Dale Scott se permite recordarnos su actuación protagónica en la Brigada Blanca que ejecutó a la oposición radical con métodos brutales e ilegales la década anterior. Y añade que, a la disolución de la DFS, sus funciones se transfieren a la Dirección General de Investigaciones Políticas y Sociales, “que simplemente continuó proporcionando credenciales protectoras a los traficantes del más alto nivel”.
Dale Scott da por hecho que los gobiernos federales siguieron colaborando con la inteligencia estadunidense. Y hace un recorrido por las “aventuras” de la CIA y el gobierno con los narcos mexicanos. Por ejemplo la participación de Rafael Caro Quintero y Miguel Félix Gallardo en el puente Irán-Contras para doblegar a los sandinistas de Nicaragua, o la cercanía de Juan García Abrego y el cártel del Golfo con Raúl Salinas de Gortari, ya entrados los años 90, cuando su hermano Carlos gobernaba el país.
Para entonces, “incluso la Procuraduría General de la República llegó a estar, hasta en un 95 por ciento, bajo control del narco, de manera que la agencia de justicia el país era en realidad un brazo del narcotráfico y servía de intermediaria entre el crimen organizado y el gobierno”.

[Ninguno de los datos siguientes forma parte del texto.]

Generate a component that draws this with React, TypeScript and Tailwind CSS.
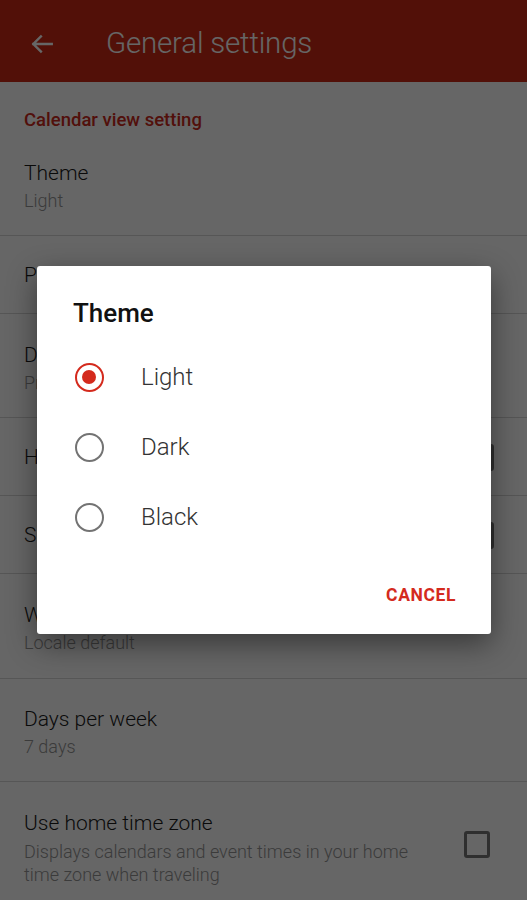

La premisa del capítulo que Dale Scott dedica a México en La máquina de guerra estadunidense es demoledora: “Para los años 80, puede sostenerse que el narcosistema prácticamente controlaba al gobierno mexicano”. Y citando a Jamie Dettmer (“Asuntos de familia: el empresario y político Carlos Hank González, presuntamente involucrado en el comercio de drogas”, Insight, 29 de marzo de 1999), recoge la conclusión de un expediente de investigación del propio gobierno estadunidense: “El tráfico de drogas florece en México porque beneficia a la élite de ese país”.